▶ _Direction_
All of the listing below must be repeated word for word. Pictures are the only thing to omit.

__________________________________________________

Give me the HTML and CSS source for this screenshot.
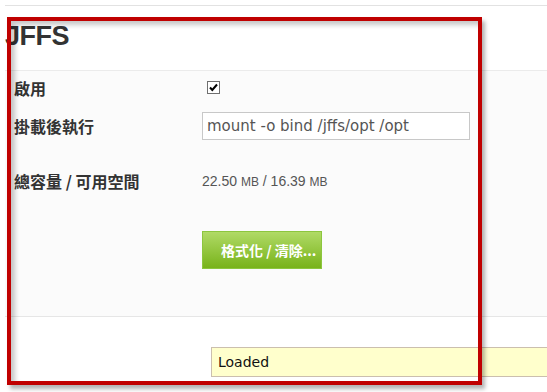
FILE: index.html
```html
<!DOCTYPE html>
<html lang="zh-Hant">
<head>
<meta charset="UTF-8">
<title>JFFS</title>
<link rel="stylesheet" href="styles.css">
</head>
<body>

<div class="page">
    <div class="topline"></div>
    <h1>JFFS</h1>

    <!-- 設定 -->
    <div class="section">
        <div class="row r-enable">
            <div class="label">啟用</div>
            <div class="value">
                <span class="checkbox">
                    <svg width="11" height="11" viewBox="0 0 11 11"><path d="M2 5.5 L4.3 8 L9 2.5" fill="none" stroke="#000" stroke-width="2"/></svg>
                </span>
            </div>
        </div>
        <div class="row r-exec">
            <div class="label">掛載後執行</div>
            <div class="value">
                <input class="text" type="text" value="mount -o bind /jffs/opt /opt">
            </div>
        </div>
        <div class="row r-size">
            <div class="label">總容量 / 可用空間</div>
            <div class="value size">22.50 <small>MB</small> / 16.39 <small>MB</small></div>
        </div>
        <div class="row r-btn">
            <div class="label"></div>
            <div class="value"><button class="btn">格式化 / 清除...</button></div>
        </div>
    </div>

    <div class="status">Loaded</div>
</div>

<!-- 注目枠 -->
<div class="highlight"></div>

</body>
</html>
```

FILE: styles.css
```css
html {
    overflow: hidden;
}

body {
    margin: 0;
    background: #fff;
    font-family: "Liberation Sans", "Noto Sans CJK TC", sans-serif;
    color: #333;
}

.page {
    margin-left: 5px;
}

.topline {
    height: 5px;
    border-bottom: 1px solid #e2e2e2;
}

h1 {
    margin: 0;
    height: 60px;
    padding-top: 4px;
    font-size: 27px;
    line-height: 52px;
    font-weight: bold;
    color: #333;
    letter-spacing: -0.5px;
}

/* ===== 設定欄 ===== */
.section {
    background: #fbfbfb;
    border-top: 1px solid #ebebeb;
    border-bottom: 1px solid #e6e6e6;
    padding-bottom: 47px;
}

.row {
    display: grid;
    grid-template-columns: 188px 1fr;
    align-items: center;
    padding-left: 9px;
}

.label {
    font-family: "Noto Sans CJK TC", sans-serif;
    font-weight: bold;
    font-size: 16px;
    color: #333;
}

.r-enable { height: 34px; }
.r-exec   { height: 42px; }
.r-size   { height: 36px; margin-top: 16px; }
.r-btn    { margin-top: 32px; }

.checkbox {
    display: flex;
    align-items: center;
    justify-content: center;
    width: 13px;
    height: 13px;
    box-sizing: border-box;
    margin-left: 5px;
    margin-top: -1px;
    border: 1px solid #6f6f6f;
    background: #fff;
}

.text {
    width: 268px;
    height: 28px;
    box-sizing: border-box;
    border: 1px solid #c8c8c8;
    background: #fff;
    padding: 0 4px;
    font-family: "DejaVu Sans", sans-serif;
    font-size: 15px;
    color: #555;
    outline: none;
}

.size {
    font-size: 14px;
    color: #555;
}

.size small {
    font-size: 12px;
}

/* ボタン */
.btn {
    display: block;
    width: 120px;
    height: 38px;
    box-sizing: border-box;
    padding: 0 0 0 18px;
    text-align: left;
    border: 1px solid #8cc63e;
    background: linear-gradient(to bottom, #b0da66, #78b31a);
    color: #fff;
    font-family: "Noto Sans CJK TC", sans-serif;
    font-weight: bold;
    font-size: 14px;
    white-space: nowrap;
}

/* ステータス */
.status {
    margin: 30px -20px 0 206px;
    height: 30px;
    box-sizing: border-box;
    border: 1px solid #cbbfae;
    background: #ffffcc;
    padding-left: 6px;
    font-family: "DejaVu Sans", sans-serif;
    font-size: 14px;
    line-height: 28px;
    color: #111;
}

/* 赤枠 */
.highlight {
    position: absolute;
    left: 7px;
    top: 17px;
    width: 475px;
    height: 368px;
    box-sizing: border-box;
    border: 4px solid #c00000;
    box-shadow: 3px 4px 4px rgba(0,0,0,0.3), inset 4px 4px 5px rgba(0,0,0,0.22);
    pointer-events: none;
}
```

__________________________________________________

▶ _Full solution_
Give me the HTML and CSS source for this screenshot.
FILE: index.html
```html
<!DOCTYPE html>
<html lang="zh-Hant">
<head>
<meta charset="UTF-8">
<title>JFFS</title>
<link rel="stylesheet" href="styles.css">
</head>
<body>

<div class="page">
    <div class="topline"></div>
    <h1>JFFS</h1>

    <!-- 設定 -->
    <div class="section">
        <div class="row r-enable">
            <div class="label">啟用</div>
            <div class="value">
                <span class="checkbox">
                    <svg width="11" height="11" viewBox="0 0 11 11"><path d="M2 5.5 L4.3 8 L9 2.5" fill="none" stroke="#000" stroke-width="2"/></svg>
                </span>
            </div>
        </div>
        <div class="row r-exec">
            <div class="label">掛載後執行</div>
            <div class="value">
                <input class="text" type="text" value="mount -o bind /jffs/opt /opt">
            </div>
        </div>
        <div class="row r-size">
            <div class="label">總容量 / 可用空間</div>
            <div class="value size">22.50 <small>MB</small> / 16.39 <small>MB</small></div>
        </div>
        <div class="row r-btn">
            <div class="label"></div>
            <div class="value"><button class="btn">格式化 / 清除...</button></div>
        </div>
    </div>

    <div class="status">Loaded</div>
</div>

<!-- 注目枠 -->
<div class="highlight"></div>

</body>
</html>
```

FILE: styles.css
```css
html {
    overflow: hidden;
}

body {
    margin: 0;
    background: #fff;
    font-family: "Liberation Sans", "Noto Sans CJK TC", sans-serif;
    color: #333;
}

.page {
    margin-left: 5px;
}

.topline {
    height: 5px;
    border-bottom: 1px solid #e2e2e2;
}

h1 {
    margin: 0;
    height: 60px;
    padding-top: 4px;
    font-size: 27px;
    line-height: 52px;
    font-weight: bold;
    color: #333;
    letter-spacing: -0.5px;
}

/* ===== 設定欄 ===== */
.section {
    background: #fbfbfb;
    border-top: 1px solid #ebebeb;
    border-bottom: 1px solid #e6e6e6;
    padding-bottom: 47px;
}

.row {
    display: grid;
    grid-template-columns: 188px 1fr;
    align-items: center;
    padding-left: 9px;
}

.label {
    font-family: "Noto Sans CJK TC", sans-serif;
    font-weight: bold;
    font-size: 16px;
    color: #333;
}

.r-enable { height: 34px; }
.r-exec   { height: 42px; }
.r-size   { height: 36px; margin-top: 16px; }
.r-btn    { margin-top: 32px; }

.checkbox {
    display: flex;
    align-items: center;
    justify-content: center;
    width: 13px;
    height: 13px;
    box-sizing: border-box;
    margin-left: 5px;
    margin-top: -1px;
    border: 1px solid #6f6f6f;
    background: #fff;
}

.text {
    width: 268px;
    height: 28px;
    box-sizing: border-box;
    border: 1px solid #c8c8c8;
    background: #fff;
    padding: 0 4px;
    font-family: "DejaVu Sans", sans-serif;
    font-size: 15px;
    color: #555;
    outline: none;
}

.size {
    font-size: 14px;
    color: #555;
}

.size small {
    font-size: 12px;
}

/* ボタン */
.btn {
    display: block;
    width: 120px;
    height: 38px;
    box-sizing: border-box;
    padding: 0 0 0 18px;
    text-align: left;
    border: 1px solid #8cc63e;
    background: linear-gradient(to bottom, #b0da66, #78b31a);
    color: #fff;
    font-family: "Noto Sans CJK TC", sans-serif;
    font-weight: bold;
    font-size: 14px;
    white-space: nowrap;
}

/* ステータス */
.status {
    margin: 30px -20px 0 206px;
    height: 30px;
    box-sizing: border-box;
    border: 1px solid #cbbfae;
    background: #ffffcc;
    padding-left: 6px;
    font-family: "DejaVu Sans", sans-serif;
    font-size: 14px;
    line-height: 28px;
    color: #111;
}

/* 赤枠 */
.highlight {
    position: absolute;
    left: 7px;
    top: 17px;
    width: 475px;
    height: 368px;
    box-sizing: border-box;
    border: 4px solid #c00000;
    box-shadow: 3px 4px 4px rgba(0,0,0,0.3), inset 4px 4px 5px rgba(0,0,0,0.22);
    pointer-events: none;
}
```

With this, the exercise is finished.